Newer celebrations like divorce parties represent a different type of celebration: finding joy in a milestone looked at as a failure. By finding joy and belonging in one’s larger support network, these newer celebrations reaffirm the importance of vulnerability in interpersonal relationships for building intimacy and connection. They also push changes in social norms about what is valued; in this case, shifting from achievement to joy as reason for celebration.

But as we have all lived through social distancing, we are learning to enjoy our present. We figure out how to host Zoom birthday parties. We find ways to laugh at disastrous college graduations in virtual reality that drop us into the uncanny valley. We celebrate even small moments together to remind ourselves of the hope we need right now whether it’s commemorating singlehood with engagement-styled photos with a burrito or posting gratuitous photos of your first baked sourdough loaf. We make celebrations out of small moments like an Indiana restaurant called Fiddleheads offering Dragside Pickup where drag performers bring food orders to customers’ cars.

As we look at ways in which shifts in celebration affect belonging we can look at a few key questions:

  • How does celebration occur? We will see more virtual, distributed celebrations as well as physical gatherings that have to make tradeoffs in scale for other criteria like safety.

  • What gets celebrated? We will see more public celebrations of more taboo milestones like divorce and quitting a graduate school program and everyday moments

  • Who gets to celebrate? When celebrations are limited to a small number of milestones, many people get excluded both accidentally and by design. A Sex and the City episode entitled “A Woman’s Right to Shoes” laments the dearth of celebrated for happily single women without children.

And the anti-racist uprisings have thrust Juneteenth into the spotlight. If you aren’t familiar with the historical origins of Juneteenth, it’s a holiday celebrating in the Black community to commemorate Emancipation after the Civil War. Even though the Emancipation Proclamation legally ended slavery in 1863, thousands of slaves were not told about the end of slavery. Juneteenth represents the approximate day in June 1865 when slaves learned of the end of slavery. In shorthand, Juneteenth is Independence Day for African Americans, celebrated with the proverbial cookout and family gatherings.

Several companies have announced that Juneteenth will be an official company holiday for the first time ever. One of the bizarre artifacts of having a safe space created in response to exclusion is that opening access to that same space can feel like an intrusion. I was listening to a podcast with Austin Channing Brown and Brené Brown and the subject of Black church came up. Austin mentioned that she talks about anti-racism in faith-based circles. So one of the common questions she gets from white churchgoers is about going to a black church. In responding no, Austin calls attention to the history behind the Black church as a refuge from exclusion in white churches as well as broader society. Belonging found in exclusion can create a safe and sacred space.
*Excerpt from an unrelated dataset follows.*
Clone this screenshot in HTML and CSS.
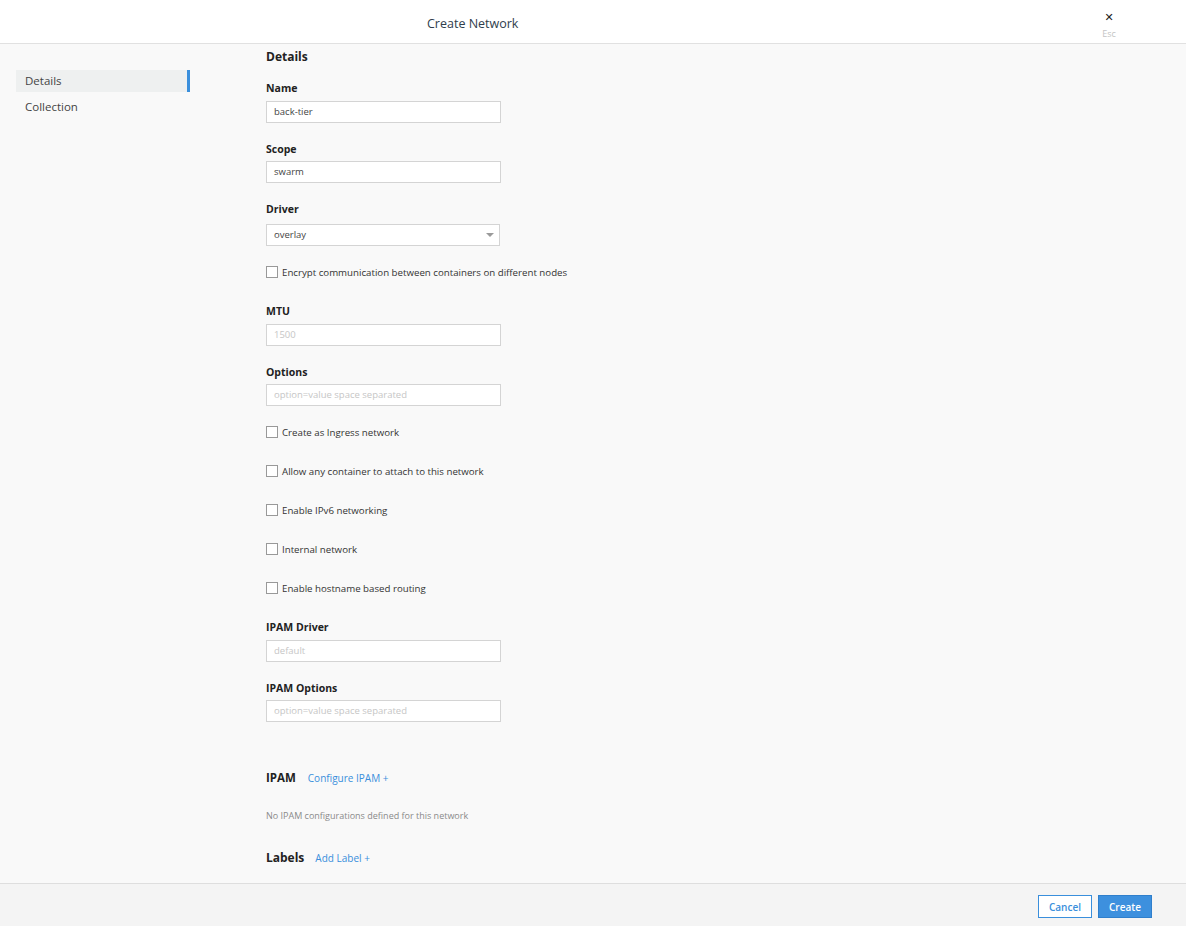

Personally, Juneteenth kind of feels like one of those safe and sacred spaces. In some ways, opening that space to others who don’t share that history and experience that present will make it less safe for the people it was formed to help. Celebrations aren’t neutral. They are expressions of worthiness and priorities. When slaves weren’t allowed to get married, they created “jumping the broom” as the ritual to recognize romantic relationships. As the nature of our celebrations shift in reflection of re-imagining belonging, it’s a reminder to keep in mind celebrations can be expressions of and challenges to power.